SETA Genel Koordinatörü Nebi Miş de 15 Temmuz'un en temelde "ihanet" ile "kıyam ve diriliş" olmak üzere iki yönü bulunduğunu söyledi.
"15 Temmuz sadece bir darbe girişimi değildir. Aynı zamanda hükümeti yıkmak, devleti ele geçirmek için yapılan bir işgal girişimidir" diyen Miş, 15 Temmuz'un aynı zamanda "terör yöntemi kullanılarak" diğer darbelerden ayrıldığı değerlendirmesinde bulundu.
Yabancı devletler tarafından açıkça desteklenmesi ve söz konusu ülkelerin darbenin yöneticilerine "ev sahipliği" yaparak korumasının 15 Temmuz'u "örtülü bir işgal girişimi" olarak nitelendirmenin en önemli dayanağı olduğunu belirten Miş, darbenin önlenmesindeki en önemli unsurlardan birinin de siyasi liderliğin etkisi olduğunu kaydetti.

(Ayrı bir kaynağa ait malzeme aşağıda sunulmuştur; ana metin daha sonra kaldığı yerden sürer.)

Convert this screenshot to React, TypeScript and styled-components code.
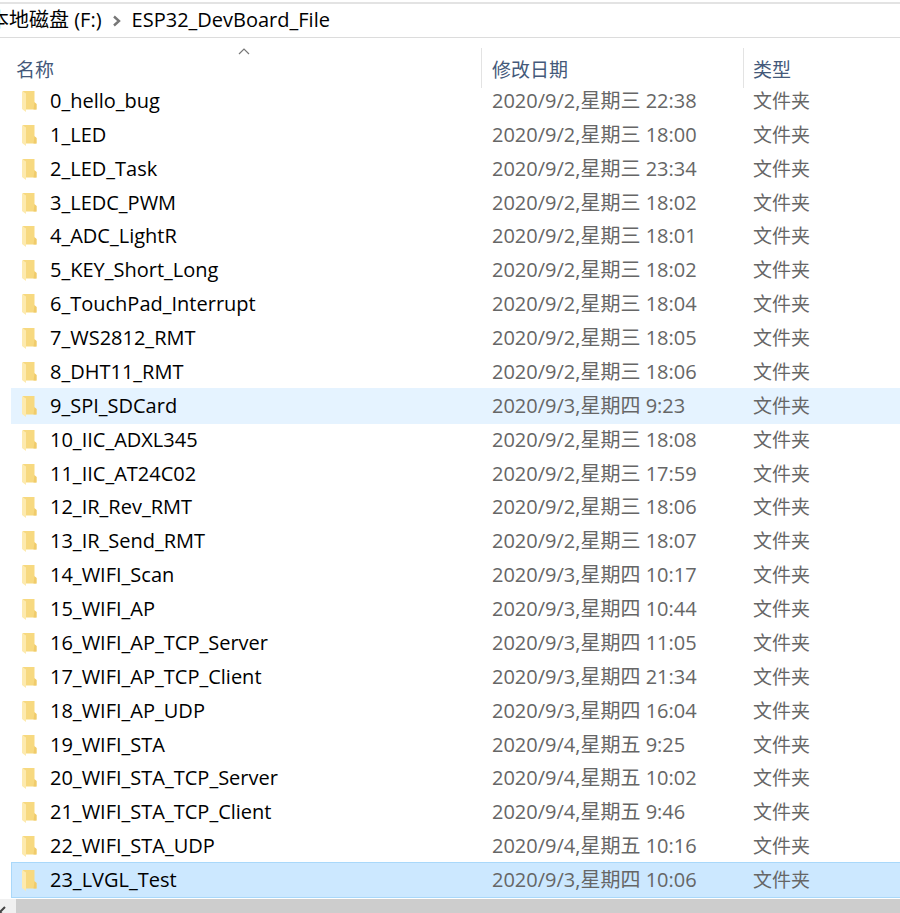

Cumhurbaşkanı Erdoğan döneminde, darbelerin toplum, devlet ve demokrasi için ne kadar zararlı olduğunun toplumsal bellekte yer edindiğini belirten Miş, şu değerlendirmelerde bulundu:
"Darbelerin önlenmesi, geçmiş dönemlerde darbelere destek veren vesayetçi yapıların dönüşüme zorlanması, siyaset kurumunun ve bürokrasisinin bir kısmının ve bazı örgütlü yapıların, medyanın değişmesi, dönüşmesi ve çoğullaşması ve darbeden medet umma döneminin geriletilmesiyle doğrudan ilgilidir. Bu dönemde sivil siyasetin güçlenmesi, siyasi yapıların dönüşmesi, krizlere karşı mücadele edebilecek bir siyasal ve devlet kapasitesinin oluşturulması ve aynı zamanda da darbelere, darbecilere direnebilecek toplumsal bir öz güvenin oluşturulması, darbenin önlenmesinde önemli unsurlardan biridir."